There is a lesson in this for the world of college athletics and the NCAA.  Some college programs have a history of investing in the infrastructure of their athletics programs.  They may have earned their way there, as did Michael Jordan.  Or they may have had advantages from the start that eased the way, as do those with inherited wealth.   Nonetheless they spend to build and maintain their programs, with the result that their conferences have the programs fans want to watch, the media clout, and the big revenues.   It seems un-American (or at least un-Potuto) to deny them the advantages they have earned.  (In saying this, by the way, I don’t by any means defend the excesses in spending or the differences between athletic funding and funding of the greater campus.)

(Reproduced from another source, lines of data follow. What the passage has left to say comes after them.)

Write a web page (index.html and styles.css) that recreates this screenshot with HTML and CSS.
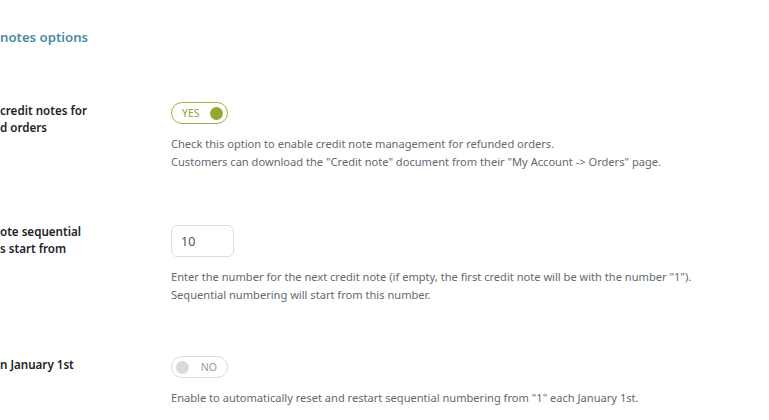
FILE: index.html
```html
<!DOCTYPE html>
<html lang="en">
<head>
  <meta charset="UTF-8" />
  <meta name="viewport" content="width=device-width, initial-scale=1.0"/>
  <title>Credit notes options</title>
  <link rel="stylesheet" href="styles.css">
</head>
<body>

  <h2 class="section-title">notes options</h2>

  <div class="options">
    <div class="option-row">
      <div class="option-label">credit notes for<br>d orders</div>
      <div class="option-field">
        <span class="toggle on">
          <span class="toggle-text">YES</span>
          <span class="toggle-knob"></span>
        </span>
        <p class="description">Check this option to enable credit note management for refunded orders.<br>Customers can download the "Credit note" document from their "My Account -&gt; Orders" page.</p>
      </div>
    </div>

    <div class="option-row">
      <div class="option-label">ote sequential<br>s start from</div>
      <div class="option-field">
        <input type="text" class="number-input" value="10">
        <p class="description">Enter the number for the next credit note (if empty, the first credit note will be with the number "1").<br>Sequential numbering will start from this number.</p>
      </div>
    </div>

    <div class="option-row">
      <div class="option-label">n January 1st</div>
      <div class="option-field">
        <span class="toggle off">
          <span class="toggle-knob"></span>
          <span class="toggle-text">NO</span>
        </span>
        <p class="description">Enable to automatically reset and restart sequential numbering from "1" each January 1st.</p>
      </div>
    </div>
  </div>

</body>
</html>
```

FILE: styles.css
```css
body {
  margin: 0;
  font-family: "Noto Sans", "Open Sans", sans-serif;
  background-color: #ffffff;
  color: #1d2327;
}

.section-title {
  margin: 0;
  padding-top: 28px;
  font-size: 13.2px;
  line-height: 18px;
  font-weight: 600;
  color: #4b89a6;
}

.options {
  display: flex;
  flex-direction: column;
  gap: 53px;
  padding-top: 56px;
}

.option-row {
  display: grid;
  grid-template-columns: 171px 1fr;
}

.option-label {
  font-size: 11.6px;
  line-height: 17px;
  font-weight: 600;
  color: #1d2327;
}

.option-field {
  display: flex;
  flex-direction: column;
  align-items: flex-start;
}

/* Toggle switches */
.toggle {
  box-sizing: border-box;
  display: inline-flex;
  align-items: center;
  justify-content: space-between;
  width: 57px;
  height: 22px;
  padding: 0 4px 0 10px;
  border-radius: 11px;
  background-color: #ffffff;
}

.toggle.on {
  border: 1px solid #9fb04a;
}

.toggle.off {
  border: 1px solid #dcdcdc;
  padding: 0 10px 0 4px;
}

.toggle-text {
  font-size: 10.5px;
  line-height: 12px;
}

.toggle.on .toggle-text {
  color: #8fa03a;
}

.toggle.off .toggle-text {
  color: #9a9a9a;
}

.toggle-knob {
  width: 13px;
  height: 13px;
  border-radius: 50%;
}

.toggle.on .toggle-knob {
  background-color: #93a631;
}

.toggle.off .toggle-knob {
  background-color: #dadada;
}

.number-input {
  box-sizing: border-box;
  width: 63px;
  height: 32px;
  margin-top: 2px;
  padding: 0 9px;
  font-family: inherit;
  font-size: 12.5px;
  color: #50575e;
  border: 1px solid #dcdcde;
  border-radius: 6px;
}

.description {
  margin: 11px 0 0;
  font-size: 11.1px;
  line-height: 17.5px;
  color: #646970;
}
```
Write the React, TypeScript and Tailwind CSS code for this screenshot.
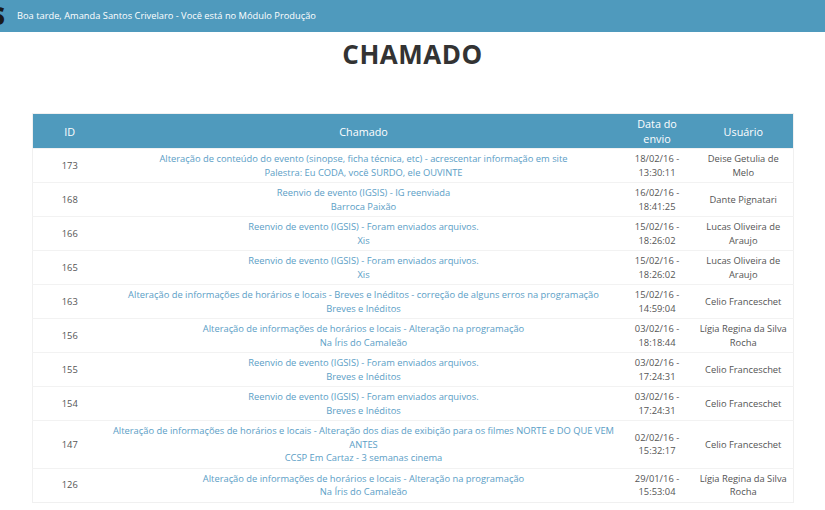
import React from "react";

type Row = { id: string; title: string; sub: string; date: string; time: string; user: string };

const rows: Row[] = [
  { id: "173", title: "Alteração de conteúdo do evento (sinopse, ficha técnica, etc) - acrescentar informação em site", sub: "Palestra: Eu CODA, você SURDO, ele OUVINTE", date: "18/02/16 -", time: "13:30:11", user: "Deise Getulia de Melo" },
  { id: "168", title: "Reenvio de evento (IGSIS) - IG reenviada", sub: "Barroca Paixão", date: "16/02/16 -", time: "18:41:25", user: "Dante Pignatari" },
  { id: "166", title: "Reenvio de evento (IGSIS) - Foram enviados arquivos.", sub: "Xis", date: "15/02/16 -", time: "18:26:02", user: "Lucas Oliveira de Araujo" },
  { id: "165", title: "Reenvio de evento (IGSIS) - Foram enviados arquivos.", sub: "Xis", date: "15/02/16 -", time: "18:26:02", user: "Lucas Oliveira de Araujo" },
  { id: "163", title: "Alteração de informações de horários e locais - Breves e Inéditos - correção de alguns erros na programação", sub: "Breves e Inéditos", date: "15/02/16 -", time: "14:59:04", user: "Celio Franceschet" },
  { id: "156", title: "Alteração de informações de horários e locais - Alteração na programação", sub: "Na Íris do Camaleão", date: "03/02/16 -", time: "18:18:44", user: "Lígia Regina da Silva Rocha" },
  { id: "155", title: "Reenvio de evento (IGSIS) - Foram enviados arquivos.", sub: "Breves e Inéditos", date: "03/02/16 -", time: "17:24:31", user: "Celio Franceschet" },
  { id: "154", title: "Reenvio de evento (IGSIS) - Foram enviados arquivos.", sub: "Breves e Inéditos", date: "03/02/16 -", time: "17:24:31", user: "Celio Franceschet" },
  { id: "147", title: "Alteração de informações de horários e locais - Alteração dos dias de exibição para os filmes NORTE e DO QUE VEM ANTES", sub: "CCSP Em Cartaz - 3 semanas cinema", date: "02/02/16 -", time: "15:32:17", user: "Celio Franceschet" },
  { id: "126", title: "Alteração de informações de horários e locais - Alteração na programação", sub: "Na Íris do Camaleão", date: "29/01/16 -", time: "15:53:04", user: "Lígia Regina da Silva Rocha" },
];

export default function App() {
  return (
    <div className="w-[825px] h-[510px] overflow-hidden bg-white" style={{ fontFamily: '"Open Sans", "Noto Sans", sans-serif' }}>
      <div className="h-[32px] bg-[#4f9abd] flex items-center">
        <span className="text-[24px] font-extrabold text-[#1a1a1a] leading-none -ml-[9px] w-[16px] overflow-hidden">S</span>
        <span className="ml-[10px] text-white text-[9.3px]">Boa tarde, Amanda Santos Crivelaro - Você está no Módulo Produção</span>
      </div>
      <div className="flex justify-center pt-[4px]">
        <h1 className="text-[26px] font-bold text-[#333] tracking-[0.5px] leading-[36px]">CHAMADO</h1>
      </div>
      <div className="pl-[32px] pt-[41px]">
        <table className="w-[761px] table-fixed border-collapse border border-[#f0f0f0] text-center">
          <colgroup>
            <col className="w-[74px]" />
            <col className="w-[514px]" />
            <col className="w-[73px]" />
            <col className="w-[100px]" />
          </colgroup>
          <thead>
            <tr className="bg-[#4f9abd] text-white text-[10.8px] leading-[15px] h-[35px]">
              <th className="font-normal px-[4px]">ID</th>
              <th className="font-normal px-[4px]">Chamado</th>
              <th className="font-normal px-[8px]">Data do envio</th>
              <th className="font-normal px-[4px]">Usuário</th>
            </tr>
          </thead>
          <tbody className="text-[9.35px] leading-[13.5px] text-[#555]">
            {rows.map((r) => (
              <tr key={r.id} className="border-t border-[#f2f2f2] h-[34px]">
                <td className="px-[4px] py-[3px]">{r.id}</td>
                <td className="px-[6px] py-[3px] text-[#5b9ec6]">
                  <div>{r.title}</div>
                  <div>{r.sub}</div>
                </td>
                <td className="px-[10px] py-[3px]">
                  <div>{r.date}</div>
                  <div>{r.time}</div>
                </td>
                <td className="px-[5px] py-[3px]">{r.user}</td>
              </tr>
            ))}
          </tbody>
        </table>
      </div>
    </div>
  );
}
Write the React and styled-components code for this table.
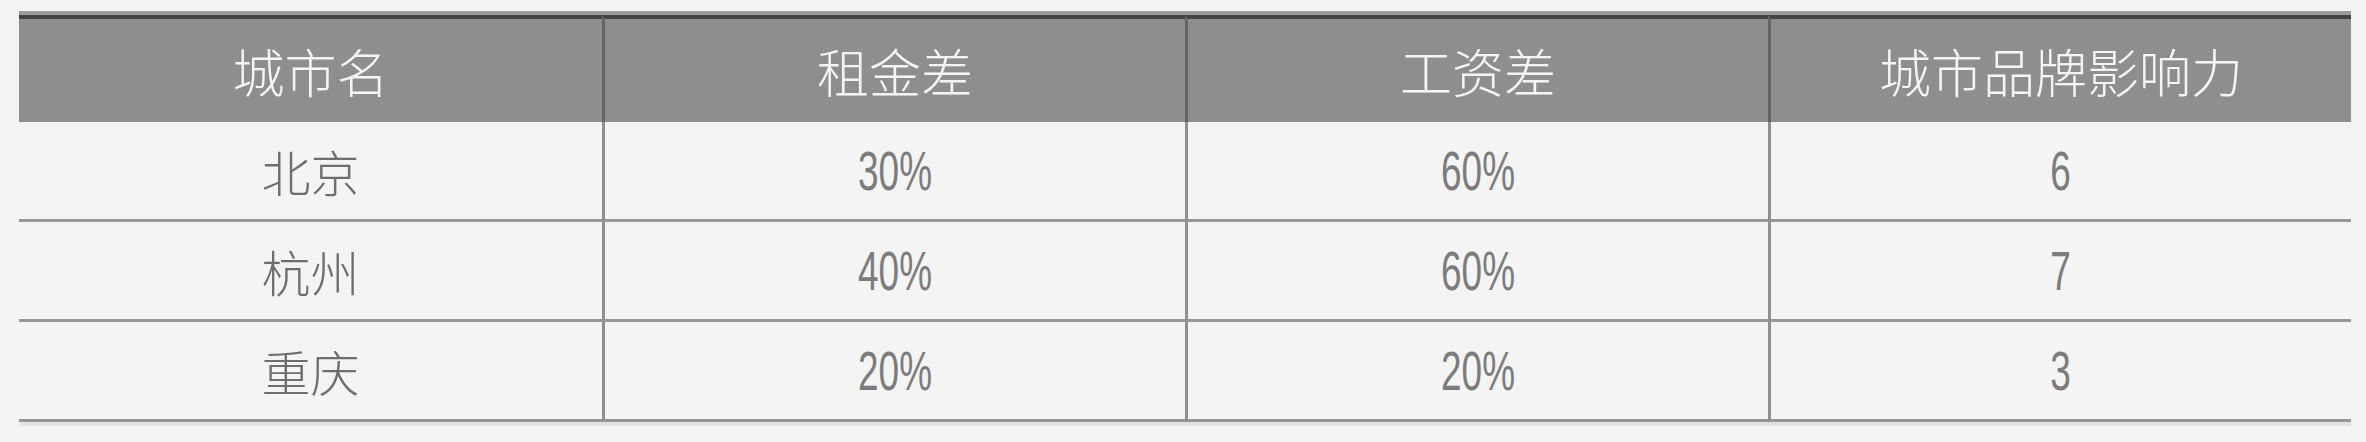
import React from 'react'
import styled, { createGlobalStyle } from 'styled-components'

const GlobalStyle = createGlobalStyle`
  html, body {
    margin: 0;
    padding: 0;
    background: #f4f4f4;
  }
`

const rows = [
  { city: '北京', rent: '30%', wage: '60%', brand: '6' },
  { city: '杭州', rent: '40%', wage: '60%', brand: '7' },
  { city: '重庆', rent: '20%', wage: '20%', brand: '3' },
]

function App() {
  return (
    <>
      <GlobalStyle />
      <Page>
        <Table>
          <thead>
            <tr>
              <Th>城市名</Th>
              <Th>租金差</Th>
              <Th>工资差</Th>
              <Th>城市品牌影响力</Th>
            </tr>
          </thead>
          <tbody>
            {rows.map(r => (
              <tr key={r.city}>
                <Td>{r.city}</Td>
                <Td><Num>{r.rent}</Num></Td>
                <Td><Num>{r.wage}</Num></Td>
                <Td><Num>{r.brand}</Num></Td>
              </tr>
            ))}
          </tbody>
        </Table>
      </Page>
    </>
  )
}

export default App

const Page = styled.div`
  width: 2366px;
  height: 442px;
  box-sizing: border-box;
  padding: 11px 15px 0 19px;
  font-family: "Noto Sans CJK SC", "Noto Sans", sans-serif;
`

const Table = styled.table`
  width: 2332px;
  border-collapse: separate;
  border-spacing: 0;
  table-layout: fixed;
  border-top: 4px solid #9b9b9b;
  border-bottom: 4px solid #e2e2e2;
`

const Th = styled.th`
  height: 107px;
  padding: 0;
  box-sizing: border-box;
  background: #8f8d8d;
  border-top: 4px solid #444343;
  border-left: 3px solid #666565;
  color: #f4f4f4;
  font-size: 52px;
  font-weight: 300;
  line-height: 1;
  text-align: center;
  vertical-align: middle;

  &:first-child {
    border-left: none;
  }
`

const Td = styled.td`
  height: 100px;
  padding: 0;
  box-sizing: border-box;
  border-bottom: 3px solid #979797;
  border-left: 3px solid #8f8f8f;
  color: #6e6e6e;
  font-size: 49px;
  font-weight: 300;
  line-height: 1;
  text-align: center;
  vertical-align: middle;

  &:first-child {
    border-left: none;
  }
`

const Num = styled.span`
  display: inline-block;
  font-family: "Liberation Sans", sans-serif;
  font-size: 56px;
  font-weight: 400;
  color: #7c7c7c;
  transform: scaleX(0.66);
`
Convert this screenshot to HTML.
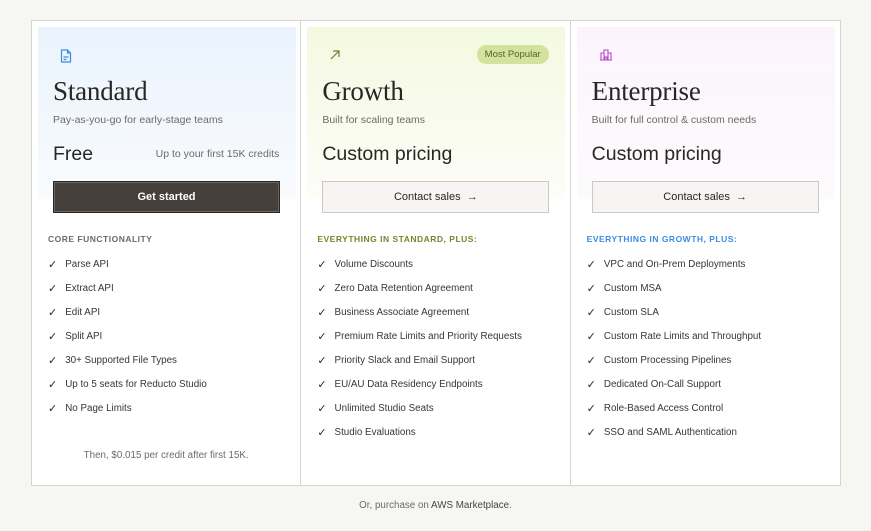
<!DOCTYPE html>
<html><head><meta charset="utf-8"><style>
*{box-sizing:border-box;margin:0;padding:0}
body{width:871px;height:531px;background:#f6f6f3;font-family:"Liberation Sans",sans-serif;position:relative;overflow:hidden;color:#2a2623}
.box{position:absolute;left:31px;top:20px;width:810px;height:466px;background:#fff;border:1px solid #d6d4d0;display:flex}
.col{position:relative;width:270px;height:100%;border-right:1px solid #d6d4d0}
.col:last-child{border-right:none}
.panel{position:absolute;left:6px;top:6px;width:258px;height:172px}
.icon{position:absolute;left:28px;top:28px}
.title{position:absolute;left:21px;top:55px;font-family:"Liberation Serif",serif;font-size:27px;color:#2a2623;letter-spacing:-0.2px}
.sub{position:absolute;left:21px;top:93px;font-size:10.5px;color:#6f6a66}
.price{position:absolute;left:21px;top:122px;font-size:19.5px;color:#2a2623}
.pnote{position:absolute;right:21px;top:127px;font-size:10.5px;color:#6f6a66}
.btn{position:absolute;left:21px;top:160px;width:227px;height:32px;border:1px solid #cfc8c2;background:#f6f5f3;font-size:11px;display:flex;align-items:center;justify-content:center;color:#2a2623}
.btn.dark{background:#45403c;color:#fff;border:1px solid #2a2623;box-shadow:inset 0 0 0 1px #6a645f;font-weight:bold}
.sec{position:absolute;left:16px;top:213px;font-size:8.5px;font-weight:bold;letter-spacing:.5px;color:#6f6a66}
ul{position:absolute;left:16px;top:231px;list-style:none}
li{height:24px;font-size:9.8px;color:#3a3531;display:flex;align-items:center}
li:before{content:"✓";font-size:11px;margin-right:8px;color:#2a2623}
.badge{position:absolute;right:21px;top:24px;background:#d4e29f;color:#5a6420;font-size:9.5px;border-radius:10px;padding:4px 8px}
</style></head><body>
<div class="box">
 <div class="col">
  <div class="panel" style="background:linear-gradient(#eaf3fd,#f9fbfd)"></div>
  <svg class="icon" width="12" height="14" viewBox="0 0 12 14"><path d="M1.5 1h6l3 3v9h-9z M7.5 1v3h3 M3.5 8h5 M3.5 10.5h3" fill="none" stroke="#3b8de0" stroke-width="1.2"/></svg>
  <div class="title">Standard</div>
  <div class="sub">Pay-as-you-go for early-stage teams</div>
  <div class="price">Free</div>
  <div class="pnote">Up to your first 15K credits</div>
  <div class="btn dark">Get started</div>
  <div class="sec">CORE FUNCTIONALITY</div>
  <ul><li>Parse API</li><li>Extract API</li><li>Edit API</li><li>Split API</li><li>30+ Supported File Types</li><li>Up to 5 seats for Reducto Studio</li><li>No Page Limits</li></ul>
  <div style="position:absolute;left:0;width:100%;top:429px;text-align:center;font-size:9.8px;color:#6f6a66">Then, $0.015 per credit after first 15K.</div>
 </div>
 <div class="col">
  <div class="panel" style="background:linear-gradient(#f4f9e0,#fdfdf9)"></div>
  <svg class="icon" width="12" height="12" viewBox="0 0 12 12"><path d="M2 10L10 2 M4 2h6v6" fill="none" stroke="#6b7d2a" stroke-width="1.2"/></svg>
  <div class="badge">Most Popular</div>
  <div class="title">Growth</div>
  <div class="sub">Built for scaling teams</div>
  <div class="price">Custom pricing</div>
  <div class="btn">Contact sales&nbsp;&nbsp;→</div>
  <div class="sec" style="color:#76862c">EVERYTHING IN STANDARD, PLUS:</div>
  <ul><li>Volume Discounts</li><li>Zero Data Retention Agreement</li><li>Business Associate Agreement</li><li>Premium Rate Limits and Priority Requests</li><li>Priority Slack and Email Support</li><li>EU/AU Data Residency Endpoints</li><li>Unlimited Studio Seats</li><li>Studio Evaluations</li></ul>
 </div>
 <div class="col">
  <div class="panel" style="background:linear-gradient(#fcf4fd,#fcfbfc)"></div>
  <svg class="icon" width="14" height="12" viewBox="0 0 14 12"><path d="M1 11h12 M2 11V4h3V1h4v3h3v7 M5 4v7 M9 4v7 M6 11V8h2v3" fill="none" stroke="#b44bc4" stroke-width="1.1"/></svg>
  <div class="title">Enterprise</div>
  <div class="sub">Built for full control &amp; custom needs</div>
  <div class="price">Custom pricing</div>
  <div class="btn">Contact sales&nbsp;&nbsp;→</div>
  <div class="sec" style="color:#3b8de0">EVERYTHING IN GROWTH, PLUS:</div>
  <ul><li>VPC and On-Prem Deployments</li><li>Custom MSA</li><li>Custom SLA</li><li>Custom Rate Limits and Throughput</li><li>Custom Processing Pipelines</li><li>Dedicated On-Call Support</li><li>Role-Based Access Control</li><li>SSO and SAML Authentication</li></ul>
 </div>
</div>
<div style="position:absolute;left:0;width:871px;top:500px;text-align:center;font-size:9.8px;color:#6f6a66">Or, purchase on <span style="color:#4a4540">AWS Marketplace</span>.</div>
</body></html>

Certainly athletic competition requires a requisite number of teams with some level of competitive balance among them.  Is that number 64?  Or 80?   We need to decide.  But then those programs need to be able to chart their own course and decide on their rules.   In other words, we need further subdivision of NCAA Division I.  The Michael Jordans of college athletics can’t continue to be thwarted by those schools that don’t have the money to keep up with the Jordans.   Even within this smaller group there will be variances, with some still trying to contain the better endowed Jordans or operating in the red to keep up with them.  But at least the neightborhood won’t run the range from my house to Michael’s.